### SUPPLIED INFORMATION
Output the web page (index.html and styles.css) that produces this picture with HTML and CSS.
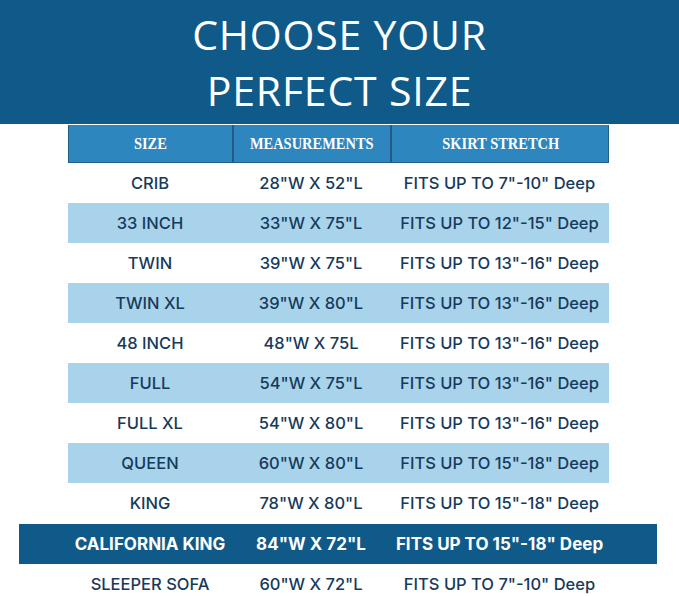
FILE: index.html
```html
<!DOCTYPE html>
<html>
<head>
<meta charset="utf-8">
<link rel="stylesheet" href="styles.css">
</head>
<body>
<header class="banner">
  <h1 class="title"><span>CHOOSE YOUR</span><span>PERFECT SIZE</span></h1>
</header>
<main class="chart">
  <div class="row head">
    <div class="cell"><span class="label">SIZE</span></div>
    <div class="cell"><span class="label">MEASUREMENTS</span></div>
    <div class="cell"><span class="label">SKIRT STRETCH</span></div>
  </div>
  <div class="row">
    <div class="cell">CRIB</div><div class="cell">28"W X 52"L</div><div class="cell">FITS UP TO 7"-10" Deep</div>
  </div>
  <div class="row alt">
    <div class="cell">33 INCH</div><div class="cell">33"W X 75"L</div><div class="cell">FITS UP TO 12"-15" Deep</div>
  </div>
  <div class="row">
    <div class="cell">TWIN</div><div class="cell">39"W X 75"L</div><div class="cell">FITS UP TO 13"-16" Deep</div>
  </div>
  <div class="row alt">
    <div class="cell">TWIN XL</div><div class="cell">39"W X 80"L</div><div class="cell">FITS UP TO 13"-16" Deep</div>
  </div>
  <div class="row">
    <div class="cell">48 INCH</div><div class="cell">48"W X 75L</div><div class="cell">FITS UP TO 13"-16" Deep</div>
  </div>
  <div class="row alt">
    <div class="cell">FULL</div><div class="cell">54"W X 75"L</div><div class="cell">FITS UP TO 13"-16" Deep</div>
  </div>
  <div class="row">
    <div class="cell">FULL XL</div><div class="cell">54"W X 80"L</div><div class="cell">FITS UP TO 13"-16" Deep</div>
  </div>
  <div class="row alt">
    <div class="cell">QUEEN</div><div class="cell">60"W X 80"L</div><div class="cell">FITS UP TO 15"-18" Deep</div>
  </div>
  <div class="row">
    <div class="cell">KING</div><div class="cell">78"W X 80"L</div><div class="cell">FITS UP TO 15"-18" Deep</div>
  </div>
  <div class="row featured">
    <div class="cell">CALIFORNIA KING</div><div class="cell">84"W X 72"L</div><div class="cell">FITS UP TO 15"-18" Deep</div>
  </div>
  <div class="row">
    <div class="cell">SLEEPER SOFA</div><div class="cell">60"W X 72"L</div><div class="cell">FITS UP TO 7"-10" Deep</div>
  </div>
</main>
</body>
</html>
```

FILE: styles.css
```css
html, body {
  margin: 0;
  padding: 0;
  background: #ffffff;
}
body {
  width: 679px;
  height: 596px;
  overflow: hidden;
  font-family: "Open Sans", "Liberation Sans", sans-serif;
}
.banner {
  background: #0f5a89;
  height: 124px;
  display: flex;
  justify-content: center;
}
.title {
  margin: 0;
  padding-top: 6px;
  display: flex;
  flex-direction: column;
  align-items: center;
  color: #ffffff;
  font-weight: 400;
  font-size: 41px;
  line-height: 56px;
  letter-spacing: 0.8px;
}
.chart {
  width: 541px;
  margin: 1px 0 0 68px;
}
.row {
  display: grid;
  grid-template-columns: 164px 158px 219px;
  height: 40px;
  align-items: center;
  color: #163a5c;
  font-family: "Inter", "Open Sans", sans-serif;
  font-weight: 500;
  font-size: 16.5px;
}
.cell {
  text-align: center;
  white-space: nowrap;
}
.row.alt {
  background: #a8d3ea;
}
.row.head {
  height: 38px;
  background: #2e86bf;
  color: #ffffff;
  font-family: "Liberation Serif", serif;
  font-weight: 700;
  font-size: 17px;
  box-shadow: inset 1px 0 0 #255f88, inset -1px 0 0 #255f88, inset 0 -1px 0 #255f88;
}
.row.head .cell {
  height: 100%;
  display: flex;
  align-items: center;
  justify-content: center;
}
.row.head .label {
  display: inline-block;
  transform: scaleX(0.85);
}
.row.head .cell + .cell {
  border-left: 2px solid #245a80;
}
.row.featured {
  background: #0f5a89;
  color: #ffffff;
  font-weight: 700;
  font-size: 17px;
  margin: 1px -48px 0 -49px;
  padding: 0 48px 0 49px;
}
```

### BRIEF
Track down the lines that include the word "styles" and copy them.

### FINAL RESULT
Output the web page (index.html and styles.css) that produces this picture with HTML and CSS.
<link rel="stylesheet" href="styles.css">
FILE: styles.css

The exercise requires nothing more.